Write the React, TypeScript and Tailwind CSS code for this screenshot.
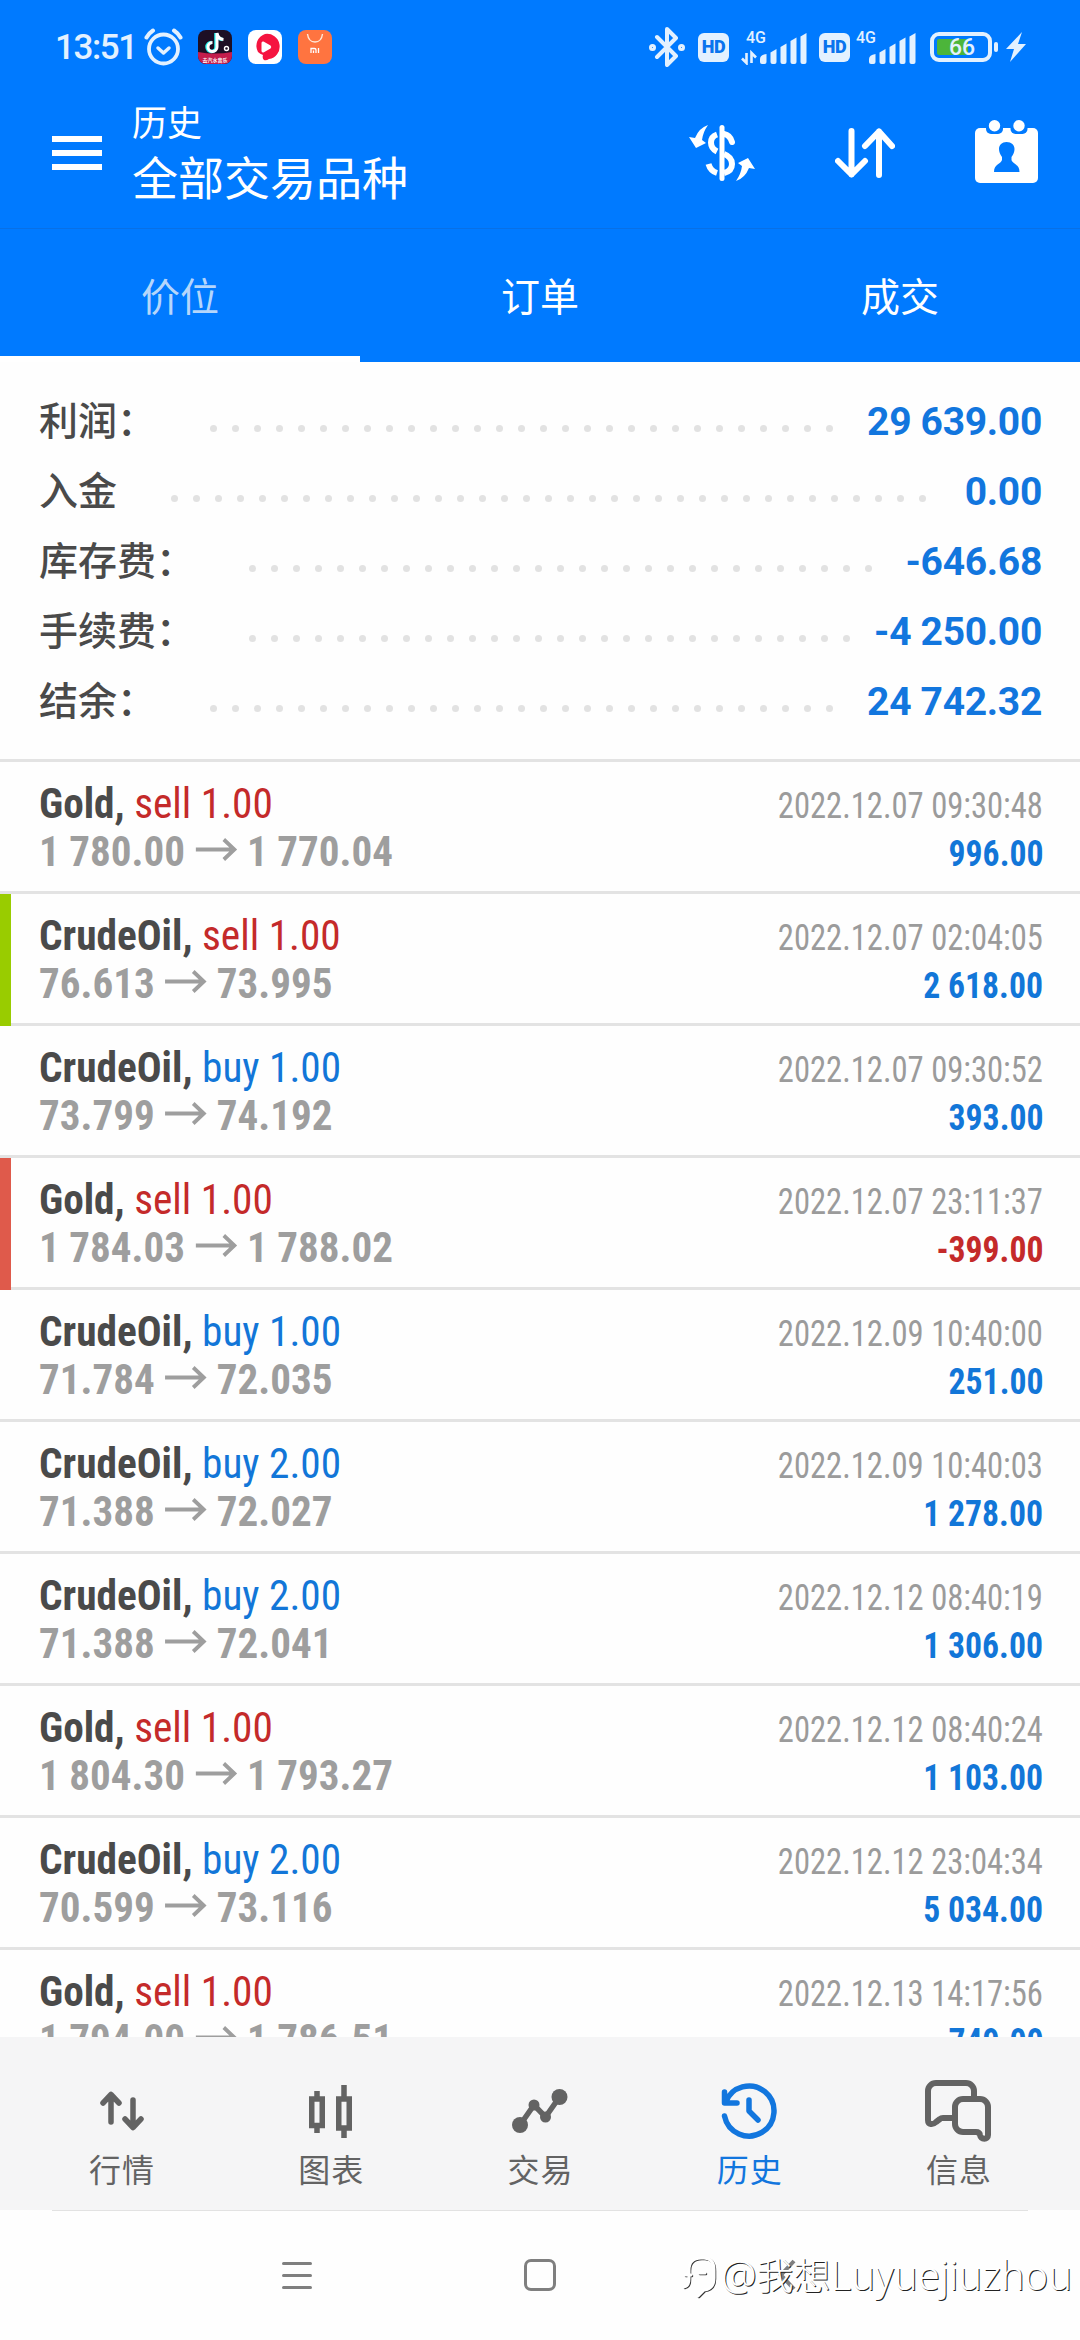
import React from "react";

type Deal = {
  symbol: string;
  side: "buy" | "sell";
  volume: string;
  open: string;
  close: string;
  time: string;
  profit: string;
  mark?: "tp" | "sl";
};

const summary = [
  { label: "利润：", value: "29 639.00" },
  { label: "入金", value: "0.00" },
  { label: "库存费：", value: "-646.68" },
  { label: "手续费：", value: "-4 250.00" },
  { label: "结余：", value: "24 742.32" },
];

const deals: Deal[] = [
  { symbol: "Gold", side: "sell", volume: "1.00", open: "1 780.00", close: "1 770.04", time: "2022.12.07 09:30:48", profit: "996.00" },
  { symbol: "CrudeOil", side: "sell", volume: "1.00", open: "76.613", close: "73.995", time: "2022.12.07 02:04:05", profit: "2 618.00", mark: "tp" },
  { symbol: "CrudeOil", side: "buy", volume: "1.00", open: "73.799", close: "74.192", time: "2022.12.07 09:30:52", profit: "393.00" },
  { symbol: "Gold", side: "sell", volume: "1.00", open: "1 784.03", close: "1 788.02", time: "2022.12.07 23:11:37", profit: "-399.00", mark: "sl" },
  { symbol: "CrudeOil", side: "buy", volume: "1.00", open: "71.784", close: "72.035", time: "2022.12.09 10:40:00", profit: "251.00" },
  { symbol: "CrudeOil", side: "buy", volume: "2.00", open: "71.388", close: "72.027", time: "2022.12.09 10:40:03", profit: "1 278.00" },
  { symbol: "CrudeOil", side: "buy", volume: "2.00", open: "71.388", close: "72.041", time: "2022.12.12 08:40:19", profit: "1 306.00" },
  { symbol: "Gold", side: "sell", volume: "1.00", open: "1 804.30", close: "1 793.27", time: "2022.12.12 08:40:24", profit: "1 103.00" },
  { symbol: "CrudeOil", side: "buy", volume: "2.00", open: "70.599", close: "73.116", time: "2022.12.12 23:04:34", profit: "5 034.00" },
  { symbol: "Gold", side: "sell", volume: "1.00", open: "1 794.00", close: "1 786.51", time: "2022.12.13 14:17:56", profit: "749.00" },
];

const HdBadge = () => (
  <div className="flex h-[29px] w-[31px] items-center justify-center rounded-[6px] bg-[#e3f1ff] text-[18px] font-black leading-none tracking-[-0.5px] text-[#0a74ee]">
    HD
  </div>
);

const SignalBars = ({ x }: { x: number }) => (
  <g fill="#e3f1ff" transform={`translate(${x} 0)`}>
    <path d="M0 33v-3q0-4 6.500-5v8q0 2-2 2H2q-2 0-2-2z" />
    <path d="M10.500 23.500l6-3.500v13q0 2-2 2h-2q-2 0-2-2z" />
    <path d="M20.500 18l6-3.500V33q0 2-2 2h-2q-2 0-2-2z" />
    <path d="M30.500 12l6-3.500V33q0 2-2 2h-2q-2 0-2-2z" />
    <path d="M40.500 7.500l6-3.500v29q0 2-2 2h-2q-2 0-2-2z" />
  </g>
);

const StatusBar = () => (
  <div className="flex h-[78px] items-center pl-[55px] pr-[54px] pt-4 text-[#e3f1ff]">
    <span className="w-[89px] whitespace-nowrap text-[35px] font-medium leading-none tracking-[-1.400px]">13:51</span>

    <svg width="39" height="38" viewBox="0 0 39 38" fill="none" stroke="currentColor" strokeLinecap="round">
      <circle cx="19.500" cy="21" r="14.500" strokeWidth="3.800" />
      <path d="M14 20l5.500 5 5.500-5" strokeWidth="3.500" strokeLinejoin="round" />
      <path d="M2.500 9.500q2-4 6.500-7M36.500 9.500q-2-4-6.500-7" strokeWidth="4" />
    </svg>

    <div className="ml-[15px] flex gap-4">
      <svg width="34" height="34" viewBox="0 0 34 34">
        <defs>
          <clipPath id="music">
            <rect width="34" height="34" rx="8" />
          </clipPath>
        </defs>
        <g clipPath="url(#music)">
          <rect width="34" height="34" fill="#1d0f24" />
          <path d="M0 22q17 3 34 0v12H0z" fill="#c41d4c" />
          <path d="M19 3v14a4.500 4.500 0 1 1-4.500-4.500M19 3q1 6 6.500 6.500" fill="none" stroke="#25f4ee" strokeWidth="3.500" transform="translate(-1 0)" />
          <path d="M19 3v14a4.500 4.500 0 1 1-4.500-4.500M19 3q1 6 6.500 6.500" fill="none" stroke="#fff" strokeWidth="3" />
          <circle cx="28.500" cy="18.500" r="2" fill="none" stroke="#fff" strokeWidth="1.400" />
          <text x="17" y="32" fill="#fff" fontSize="5" fontWeight="700" textAnchor="middle">去汽水音乐</text>
        </g>
      </svg>
      <svg width="34" height="34" viewBox="0 0 34 34">
        <rect width="34" height="34" rx="8" fill="#fff" />
        <path d="M17 4a12.500 12.500 0 1 1 4 25q-3 2-5 1-2-2-1-5-3-1-5-3a12.500 12.500 0 0 1 7-18z" fill="#f5143f" />
        <path d="M13.500 13q0-2 2-1.500l7 4q1.500 1.500 0 3l-7 4q-2 0-2-1.500z" fill="#fff" />
      </svg>
      <svg width="34" height="34" viewBox="0 0 34 34">
        <rect width="34" height="34" rx="8" fill="#ff7440" />
        <path d="M9.500 4q1 8 7.500 8t7.500-8" fill="none" stroke="#ffe9d8" strokeWidth="1.400" />
        <path d="M13 23v-4.500h3.500q1.500 0 1.500 1.500v3M15.500 20.500V23M20.500 18v5" fill="none" stroke="#fff" strokeWidth="1.300" />
      </svg>
    </div>

    <svg className="ml-auto" width="36" height="40" viewBox="0 0 36 40" fill="none" stroke="currentColor" strokeWidth="4" strokeLinejoin="round" strokeLinecap="round">
      <path d="M8 10l19 19-9 9V2l9 9L8 30" />
      <circle cx="3.500" cy="20.500" r="1.500" />
      <circle cx="32.500" cy="20.500" r="1.500" />
    </svg>
    <div className="ml-[13px]">
      <HdBadge />
    </div>
    <svg className="ml-[12px]" width="66" height="36" viewBox="0 0 66 36">
      <text x="5" y="14" fill="#e3f1ff" fontSize="16" fontWeight="500">4G</text>
      <path d="M5.500 24v10L1 29.500M10.500 34V24l4.500 4.500" fill="none" stroke="#e3f1ff" strokeWidth="2.600" />
      <SignalBars x={19} />
    </svg>
    <div className="ml-[12px]">
      <HdBadge />
    </div>
    <svg className="ml-[6px]" width="60" height="36" viewBox="0 0 60 36">
      <text x="0" y="14" fill="#e3f1ff" fontSize="16" fontWeight="500">4G</text>
      <SignalBars x={13} />
    </svg>
    <svg className="ml-[14px]" width="69" height="30" viewBox="0 0 69 30">
      <rect x="2" y="2" width="58" height="26" rx="7" fill="none" stroke="#e3f1ff" strokeWidth="4" />
      <rect x="7" y="7" width="31" height="16" rx="2" fill="#4cb53a" />
      <rect x="64" y="10" width="4" height="10" rx="2" fill="#e3f1ff" />
      <text x="32" y="23" fill="#e3f1ff" fontSize="23" fontWeight="500" textAnchor="middle">66</text>
    </svg>
    <svg className="ml-[7px]" width="20" height="30" viewBox="0 0 20 30" fill="currentColor">
      <path d="M16 0L0 17h8L4 30 20 12h-8z" />
    </svg>
  </div>
);

const Header = () => (
  <div className="flex h-[151px] items-center border-b border-[#0870e6] pl-[52px] pr-[42px] text-white">
    <div className="flex flex-col gap-2">
      <div className="h-[6px] w-[50px] bg-white" />
      <div className="h-[6px] w-[50px] bg-white" />
      <div className="h-[6px] w-[50px] bg-white" />
    </div>
    <div className="ml-[30px]">
      <p className="text-[35px] leading-[48px]">历史</p>
      <p className="mt-[3px] text-[46px] leading-[54px]">全部交易品种</p>
    </div>

    <div className="ml-auto flex items-center gap-20">
      <svg width="66" height="56" viewBox="0 0 66 56" fill="white">
        <rect x="30.500" y="0" width="5" height="56" rx="2.500" />
        <g fill="none" stroke="white" strokeWidth="6">
          <path d="M28 9.500q-6 2-6 8t6 9" />
          <path d="M35 9q6 1 8 8" strokeLinecap="round" />
          <path d="M35 29q8 3 8 10t-8 9" />
          <path d="M19.500 39q2 7 8.500 9" />
        </g>
        <path d="M0 12l6 1Q10 3 19 0q-5 7-6 15l4 3-10 5z" />
        <path d="M66 44l-6-1q-4 10-13 13 5-7 6-15l-4-3 10-5z" />
      </svg>
      <svg width="60" height="50" viewBox="0 0 60 50" fill="none" stroke="white" strokeWidth="6" strokeLinecap="round" strokeLinejoin="round">
        <path d="M16.500 3v43.500M3 33l13.500 13.500L30 33" />
        <path d="M44 47V3.500M30 18L44 3.500 57 18" />
      </svg>
      <svg className="-mt-[3px]" width="63" height="63" viewBox="0 0 63 63">
        <rect y="8" width="63" height="55" rx="5" fill="white" />
        <rect x="11" y="0" width="17" height="14" rx="5" fill="#007aff" />
        <rect x="35.500" y="0" width="17" height="14" rx="5" fill="#007aff" />
        <circle cx="19.500" cy="5.700" r="5.700" fill="white" />
        <circle cx="44" cy="5.700" r="5.700" fill="white" />
        <path d="M31.500 22c5 0 8 3 8 7 0 3-1 5-3 8v3c1 4 8 4 8 12h-25.500c0-8 7-8 8-12v-3c-2-3-3-5-3-8 0-4 3-7 7.500-7z" fill="#007aff" />
      </svg>
    </div>
  </div>
);

const Tabs = () => (
  <div className="grid h-[133px] grid-cols-3 text-[39px] text-white">
    <div className="flex items-center justify-center border-b-[6px] border-white pt-3 text-[#b5d6fb]">价位</div>
    <div className="flex items-center justify-center border-b-[6px] border-transparent pt-3">订单</div>
    <div className="flex items-center justify-center border-b-[6px] border-transparent pt-3">成交</div>
  </div>
);

const Summary = () => (
  <section className="border-b-[3px] border-[#e3e3e3] pb-[22px] pl-[39px] pr-[38px] pt-[25px]">
    {summary.map((item) => (
      <div key={item.label} className="flex h-[70px] items-center text-[39px] leading-[70px]">
        <span className="shrink-0 font-medium text-[#4a4a4a]">{item.label}</span>
        <div className="ml-[54px] mr-[20px] mt-[12px] flex h-[7px] flex-1 flex-wrap gap-x-[15px] overflow-hidden">
          {Array.from({ length: 40 }, (_, i) => (
            <i key={i} className="size-[7px] rounded-full bg-[#e2e2e2]" />
          ))}
        </div>
        <span className="shrink-0 font-bold tracking-[-0.300px] text-[#1276de]">{item.value}</span>
      </div>
    ))}
  </section>
);

const DealRow = ({ deal }: { deal: Deal }) => {
  const bar =
    deal.mark === "tp"
      ? "border-[#99cc00] bg-[#99cc00]"
      : deal.mark === "sl"
        ? "border-[#df5a4b] bg-[#df5a4b]"
        : "border-[#e3e3e3]";
  return (
    <div className="flex h-[132px] shrink-0 font-['Roboto_Condensed','Noto_Sans_CJK_SC',sans-serif]">
      <div className={`w-[11px] border-b-[3px] ${bar}`} />
      <div className="flex-1 border-b-[3px] border-[#e3e3e3] pl-7 pr-[37px] pt-[17px]">
        <div className="flex h-12 items-baseline justify-between leading-[48px]">
          <p className="origin-left scale-x-[0.96] text-[43px]">
            <span className="font-bold text-[#4a4a4a]">{deal.symbol}, </span>
            <span className={deal.side === "buy" ? "text-[#1276d8]" : "text-[#c42a2a]"}>
              {deal.side} {deal.volume}
            </span>
          </p>
          <p className="origin-right scale-x-[0.905] text-[36px] text-[#9b9b9b]">{deal.time}</p>
        </div>
        <div className="flex h-12 items-baseline justify-between font-bold leading-[48px]">
          <p className="flex origin-left scale-x-[0.955] items-baseline text-[43px] text-[#9e9e9e]">
            {deal.open}
            <svg className="ml-[11px] mr-[10px] -translate-y-[5px]" width="44" height="23" viewBox="0 0 44 23" fill="none" stroke="currentColor" strokeWidth="4">
              <path d="M0 11.500h41M29.500 1.500l11 10-11 10" />
            </svg>
            {deal.close}
          </p>
          <p className={`origin-right scale-x-[0.935] text-[36px] ${deal.profit.startsWith("-") ? "text-[#c42a2a]" : "text-[#1276d8]"}`}>
            {deal.profit}
          </p>
        </div>
      </div>
    </div>
  );
};

const navItems = [
  {
    label: "行情",
    icon: (
      <svg width="44" height="40" viewBox="0 0 44 40" fill="none" stroke="currentColor" strokeWidth="5.500" strokeLinecap="round" strokeLinejoin="round">
        <path d="M11 31V4M3 12l8-8.500 8 8.500M33 9v27M25 28l8 8.500 8-8.500" />
      </svg>
    ),
  },
  {
    label: "图表",
    icon: (
      <svg width="43" height="53" viewBox="0 0 43 53" fill="none" stroke="currentColor" strokeWidth="5.500">
        <path d="M2.750 14h10.500v26.500H2.750zM8 6v8M8 40v8M29.750 14h10.500v29H29.750zM35 0v14M35 43v10" />
      </svg>
    ),
  },
  {
    label: "交易",
    icon: (
      <svg width="56" height="44" viewBox="0 0 56 44" fill="currentColor">
        <path d="M8 36l14-20 11.500 12L47.500 8" fill="none" stroke="currentColor" strokeWidth="5.500" />
        <circle cx="8" cy="36" r="8" />
        <circle cx="22" cy="16" r="5.500" />
        <circle cx="33.500" cy="28" r="5.500" />
        <circle cx="47.500" cy="8" r="8" />
      </svg>
    ),
  },
  {
    label: "历史",
    active: true,
    icon: (
      <svg width="56" height="56" viewBox="0 0 56 56" fill="none" stroke="currentColor" strokeWidth="5.500" strokeLinecap="round" strokeLinejoin="round">
        <path d="M3.500 33A25 25 0 1 0 4.500 19.500M3.500 9v11h12.500M28 17v11l9 9" />
      </svg>
    ),
  },
  {
    label: "信息",
    icon: (
      <svg width="66" height="62" viewBox="0 0 66 62" fill="none" stroke="currentColor" strokeWidth="6">
        <path d="M49 18v-7a8 8 0 0 0-8-8H11a8 8 0 0 0-8 8v29c0 5 5 5 8 2l4-3q1-1 3-1h10" />
        <path d="M38 19h17a8 8 0 0 1 8 8v28c0 5-7 5-8 0q-.5-3-4-3H38a8 8 0 0 1-8-8V27a8 8 0 0 1 8-8z" />
      </svg>
    ),
  },
];

const BottomNav = () => (
  <nav className="grid h-[173px] grid-cols-5 bg-[#f5f5f6] px-[17px]">
    {navItems.map((item) => (
      <div
        key={item.label}
        className={`flex flex-col items-center pt-[42px] ${item.active ? "text-[#1276de]" : "text-[#636363]"}`}
      >
        <div className="flex h-16 items-center">{item.icon}</div>
        <span className="mt-[8px] pl-px text-[32px] leading-10 tracking-[1px]">{item.label}</span>
      </div>
    ))}
  </nav>
);

const SystemNav = () => (
  <div className="relative h-[130px] px-[52px]">
    <div className="h-px bg-[#e2e2e2]" />
    <div className="flex h-[128px] items-center pl-[230px] text-[#7f7f7f]">
      <div className="flex w-[30px] flex-col gap-[9px]">
        <div className="h-[3px] rounded bg-[#7f7f7f]" />
        <div className="h-[3px] rounded bg-[#7f7f7f]" />
        <div className="h-[3px] rounded bg-[#7f7f7f]" />
      </div>
      <div className="ml-[212px] h-8 w-8 rounded-[7px] border-[3px] border-[#7f7f7f]" />
      <svg className="ml-[222px]" width="18" height="32" viewBox="0 0 18 32" fill="none" stroke="currentColor" strokeWidth="4">
        <path d="M16 2L3 16l13 14" />
      </svg>
    </div>

    {/* watermark */}
    <div className="absolute right-[8px] top-[39px] flex items-center text-white">
      <svg className="mr-[3px]" width="36" height="48" viewBox="0 0 36 48" fill="none" strokeLinecap="round">
        <path d="M3 36q5-1 5-8v-9q0-12 12-12h3q10 0 10 12v8q0 11-10 12l-6 6M4 24h6M18 22h6" stroke="#333" strokeWidth="2.500" />
        <path d="M2 35q5-1 5-8v-9q0-12 12-12h3q10 0 10 12v8q0 11-10 12l-6 6M3 23h6M17 21h6" stroke="#fff" strokeWidth="3" />
      </svg>
      <p className="whitespace-nowrap font-['Noto_Sans','Noto_Sans_CJK_SC',sans-serif] text-[40px] font-light leading-[52px] [text-shadow:1px_1px_0.5px_#222]">
        @<span className="text-[37px]">我想</span>Luyuejiuzhou
      </p>
    </div>
  </div>
);

export default function App() {
  return (
    <div className="flex h-[2340px] w-[1080px] flex-col overflow-hidden bg-[#fefefe] font-['Roboto','Noto_Sans_CJK_SC',sans-serif]">
      <header className="bg-[#007aff]">
        <StatusBar />
        <Header />
        <Tabs />
      </header>
      <main className="flex flex-1 flex-col overflow-hidden">
        <Summary />
        {deals.map((deal) => (
          <DealRow key={deal.time} deal={deal} />
        ))}
      </main>
      <BottomNav />
      <SystemNav />
    </div>
  );
}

### The exercise:
Filter for "React". Return all lines that hold it.

### Exercise response:
Write the React, TypeScript and Tailwind CSS code for this screenshot.
import React from "react";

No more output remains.